10. Amami incondizionatamente
Quando mi dici “Se solo tu potessi…” e “Ma perché non sei …?”, mi sembra già di sentire dentro di me la tua delusione. E allora mi chiedo ti hai fatto esattamente, fino all’ultimo, tutto quello che i tuoi genitori e insegnanti si aspettavano da te? Scommetto di no, e scommetto che non ti piacerebbe se te lo ribadissero ogni volta. Non ho scelto io di avere l’autismo. Ricorda che è una cosa che ho io, non tu. Io penso molto a quando sarò grande, a cosa voglio essere, a cosa voglio fare. Mi fa paura il fatto che, senza il tuo aiuto, potrei non riuscire a fare nulla di tutto questo. Ho bisogno che tu sia la mia roccia, la mia difesa, la mia guida. Sei in grado di amarmi per ciò che sono, senza “se” e senza “ma”? Così potremo scoprire insieme quanta strada riuscirò a fare!
Come dice Giacomo Vivanti nella sua presentazione, le 10 cose che l'autrice ci invita a considerare si muovono su un doppio binario. Da un lato riflettono sfide pratiche, necessità reali da cui non si può prescindere se si ha a che fare con l'autismo, come sovraccarico sensoriale e la frustrazione che si accompagna alle difficoltà do comprensione dei modi di comunicare, delle situazioni sociali, delle regole indecifrabili.
Dall'altro l'autrice propone, insieme alla praticità, anche luna visione, una filosofia, un modo evoluto di pensare all'autismo. Un approccio di cui si sente tanto il bisogno per superare uno stigma e dimostrare l'accettazione delle diversità all'interno del nucleo familiare e nella società. Significa dunque responsabilmente rispondere a questa domanda: In quale ambito della vostra vita permettete, consapevolmente o inconsapevolmente, agli altri (insegnanti, terapisti, familiari, ecc.) di prendere decisioni che riguardano la salute, l'istruzione e il benessere del vostro figlio autistico?
La risposta nasce dalla lettura completa del libro traendo significato dalle 10 cose di incipit sopra esposte, senza dimenticare che l’autismo è un tratto identitario che fa parte del modo di essere della persona, e risulta quindi inscindibile dal resto delle sue caratteristiche neurologiche.
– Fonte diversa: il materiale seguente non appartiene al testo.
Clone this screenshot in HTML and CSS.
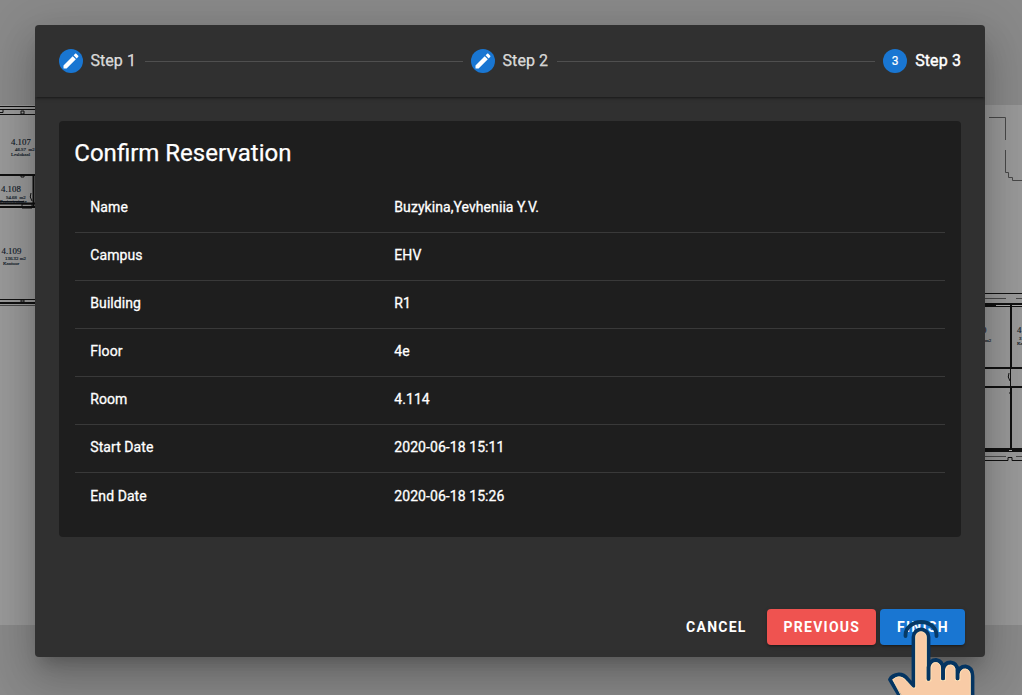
FILE: index.html
```html
<!DOCTYPE html>
<html lang="en">
<head>
<meta charset="utf-8">
<title>Confirm Reservation</title>
<link rel="stylesheet" href="styles.css">
</head>
<body>
<svg class="floorplan" width="1022" height="695" viewBox="0 0 1022 695" aria-hidden="true">
  <rect class="sheet" x="0" y="105" width="1022" height="520"/>
  <g class="walls">
    <path d="M0 106.5H40M0 109.5H40M0 114.5H40M0 299.5H40" stroke-width="1"/>
    <path d="M0 175H35M33.5 175V208M0 203.5H35M0 207H35M0 303H40" stroke-width="2"/>
    <path d="M0 112.500H3V110M21 111h3v3h-3zM21 175h3v2h-3zM21 300h3v2h-3zM22 204h10v4h-10zM31 193q-2 4 1 8M0 201.500H24" stroke-width="1"/>
    <path d="M980 293.500H1022M989 305.500H1022" stroke-width="1"/>
    <path d="M980 305H1022M980 450H1022" stroke-width="4"/>
    <path d="M1011 307V368M1011 388V449M980 368H1022M980 387H1022" stroke-width="2"/>
    <path d="M1010.500 369V386M1009 373q-2 4 1 8M1009 393h3M980 460.500H1008V457.500H1012V460.500H1022" stroke-width="1"/>
  </g>
  <path class="gap" d="M996 305.500H1010M1012 305.500H1022M1009 450.500H1012"/>
  <g class="outline">
    <path d="M989 117.500H1005.500V140M1005.500 150V172.500H1008.500V177.500H1012.500V180.500H1022"/>
    <path d="M980 298.500H1006M1016 298.500H1022M980 456.500H1006M1016 456.500H1022M0 305.500H35"/>
  </g>
  <g class="room">
    <text x="11" y="145">4.107</text><text x="1" y="192">4.108</text><text x="1.500" y="254">4.109</text>
    <text x="982" y="333">0</text><text x="1017" y="333">4</text>
  </g>
  <g class="room-info">
    <text x="15" y="150.500">46.57 &#160;m2</text><text x="11" y="155.500">Leslokaal</text>
    <text x="6" y="198.500">54.68 &#160;m2</text><text x="0" y="203">Projectruimte</text>
    <text x="5" y="259.500">136.32 m2</text><text x="3" y="264.500">Kantoor</text>
    <text x="985" y="342">m2</text><text x="1019" y="340">3</text><text x="1017" y="345">Ka</text>
  </g>
</svg>

<main class="dialog">
  <header class="stepper">
    <div class="step">
      <span class="badge"><svg width="20" height="20" viewBox="0 0 24 24"><path d="M20.710 7.040c.390-.390.390-1.040 0-1.410l-2.340-2.340c-.370-.390-1.020-.390-1.410 0l-1.840 1.830 3.750 3.750M3 17.250V21h3.750L17.810 9.930l-3.750-3.750L3 17.250z"/></svg></span>
      <span class="step-label">Step 1</span>
    </div>
    <hr class="connector">
    <div class="step">
      <span class="badge"><svg width="20" height="20" viewBox="0 0 24 24"><path d="M20.710 7.040c.390-.390.390-1.040 0-1.410l-2.340-2.340c-.370-.390-1.020-.390-1.410 0l-1.840 1.830 3.750 3.750M3 17.250V21h3.750L17.810 9.930l-3.750-3.750L3 17.250z"/></svg></span>
      <span class="step-label">Step 2</span>
    </div>
    <hr class="connector">
    <div class="step active">
      <span class="badge">3</span>
      <span class="step-label">Step 3</span>
    </div>
  </header>

  <section class="card">
    <h1 class="title">Confirm Reservation</h1>
    <dl class="details">
      <div class="row"><dt>Name</dt><dd>Buzykina,Yevheniia Y.V.</dd></div>
      <div class="row"><dt>Campus</dt><dd>EHV</dd></div>
      <div class="row"><dt>Building</dt><dd>R1</dd></div>
      <div class="row"><dt>Floor</dt><dd>4e</dd></div>
      <div class="row"><dt>Room</dt><dd>4.114</dd></div>
      <div class="row"><dt>Start Date</dt><dd>2020-06-18 15:11</dd></div>
      <div class="row"><dt>End Date</dt><dd>2020-06-18 15:26</dd></div>
    </dl>
  </section>

  <footer class="actions">
    <button class="btn cancel">CANCEL</button>
    <button class="btn previous">PREVIOUS</button>
    <button class="btn finish">FINISH</button>
  </footer>
</main>

<svg class="pointer" width="100" height="80" viewBox="880 615 100 80" aria-hidden="true">
  <path class="tap" d="M905.500 636v-1a15.500 13 0 0 1 31 0v1"/>
  <path class="hand" d="M913.500 686V637a7.500 7.500 0 0 1 15 0V679V667Q930 660 936 660Q943 661 943 669V678.500V670Q944 662.500 950.500 662.500Q957.500 663 957.500 671V678.500V674Q959 666.500 965.500 666.500Q972.500 667.500 972.500 676V705H905L890 679.500Q892 675.500 899 674.500Q904 674.500 907.500 679Z"/>
  <path class="glow" d="M915.700 688V637a5.300 5.300 0 0 1 10.600 0V681H931V668Q932 662.500 936 662.500Q940.700 663 940.700 669V680.500H945.500V670Q947 665 950.500 665Q955.300 665.500 955.300 671V680.500H960V674Q961 669 965.500 669Q970.300 670 970.300 676V705H906L893 680Q895 677 899 676.700Q903 677 906 680.500L913 688Z"/>
  <path class="creases" d="M928.500 667V679M943 668V678.500M957.500 670V678.500"/>
</svg>
</body>
</html>
```
FILE: styles.css
```css
* { box-sizing: border-box; }

body {
  margin: 0;
  height: 695px;
  overflow: hidden;
  position: relative;
  background: #898989;
  font-family: Roboto, sans-serif;
  color: #fff;
}

.floorplan { position: absolute; left: 0; top: 0; }
.sheet { fill: #999; }
.walls { fill: none; stroke: #111; }
.gap { fill: none; stroke: #aaa; }
.outline { fill: none; stroke: #484848; }
.room, .room-info { font-family: "Liberation Serif", serif; fill: #101a28; stroke: #101a28; stroke-width: .15px; }
.room { font-size: 8.800px; }
.room-info { font-size: 4.900px; }

.dialog {
  position: relative;
  width: 950px;
  height: 632px;
  margin: 25px 0 0 35px;
  display: flex;
  flex-direction: column;
  border-radius: 4px;
  background: #303030;
  box-shadow: 0 11px 15px -7px rgba(0,0,0,.2), 0 24px 38px 3px rgba(0,0,0,.14), 0 9px 46px 8px rgba(0,0,0,.12);
}

.stepper {
  height: 72px;
  padding: 0 24px;
  display: flex;
  align-items: center;
  border-radius: 4px 4px 0 0;
  box-shadow: 0 3px 1px -2px rgba(0,0,0,.2), 0 2px 2px 0 rgba(0,0,0,.14), 0 1px 5px 0 rgba(0,0,0,.12);
  clip-path: inset(0 0 -10px 0);
}
.step { display: flex; align-items: center; gap: 7.500px; color: rgba(255,255,255,.8); }
.step.active { color: #fff; gap: 8px; }
.badge {
  width: 24px;
  height: 24px;
  display: flex;
  align-items: center;
  justify-content: center;
  border-radius: 50%;
  background: #1976d2;
  font-size: 12px;
  color: #fff;
  -webkit-text-stroke: .2px currentColor;
}
.badge svg { fill: #fff; }
.step-label { font-size: 16px; line-height: 16px; letter-spacing: .05px; -webkit-text-stroke: .25px currentColor; }
.active .step-label { letter-spacing: .12px; -webkit-text-stroke-width: .4px; }
.connector { flex: 1; height: 1px; margin: 0 8px 0 9px; border: 0; background: #4f4f4f; }

.card {
  height: 416px;
  margin: 24px 24px 0;
  padding: 16px;
  border-radius: 4px;
  background: #1e1e1e;
}
.title { margin: 0 0 0 -.7px; font-size: 24px; font-weight: 400; line-height: 32px; -webkit-text-stroke: .25px currentColor; }
.details { margin: 16px 0 0; font-size: 14px; letter-spacing: .07px; -webkit-text-stroke: .3px currentColor; }
.row {
  height: 48px;
  padding: 0 15.300px 4px;
  display: grid;
  grid-template-columns: 304px 1fr;
  align-items: center;
  border-bottom: 1px solid #393939;
}
.row:last-child { padding-bottom: 2px; border-bottom: 0; }
.row dt, .row dd { margin: 0; }

.actions { margin-top: auto; height: 60px; padding: 12px 20px 12px 0; display: flex; justify-content: flex-end; }
.btn {
  height: 36px;
  padding: 0;
  text-indent: .8px;
  border: 0;
  border-radius: 4px;
  background: none;
  color: #fff;
  font: 700 14px Roboto, sans-serif;
  letter-spacing: 1.250px;
}
.cancel { width: 94px; margin-right: 4px; }
.previous, .finish { box-shadow: 0 3px 1px -2px rgba(0,0,0,.2), 0 2px 2px 0 rgba(0,0,0,.14), 0 1px 5px 0 rgba(0,0,0,.12); }
.previous { width: 109px; margin-right: 4px; background: #ef5350; }
.finish { width: 85px; background: #1976d2; }

.pointer { position: absolute; left: 880px; top: 615px; }
.tap { fill: none; stroke: #073a66; stroke-width: 3.800; stroke-linecap: round; }
.hand { fill: #f8cba6; stroke: #043461; stroke-width: 3.800; stroke-linejoin: round; }
.glow { fill: none; stroke: #ffe5b8; stroke-width: .8; }
.creases { fill: none; stroke: #043461; stroke-width: 3.600; stroke-linecap: round; }
```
Infatti, il futuro della persona autistica è legato al percorso formativo perseguito dove sono di rilievo esperienza, identità e condizione umana, soprattutto in relazione al nostro modo di intendere, rappresentare e vivere la neurodiversità.
Che dire, un libro assolutamente da consigliare ai caregiver di bambini autistici per continuare con speranza un'avventura che cambierà la vita della famiglia e che si spera finisca col ridurne lo stigma sociale corrente.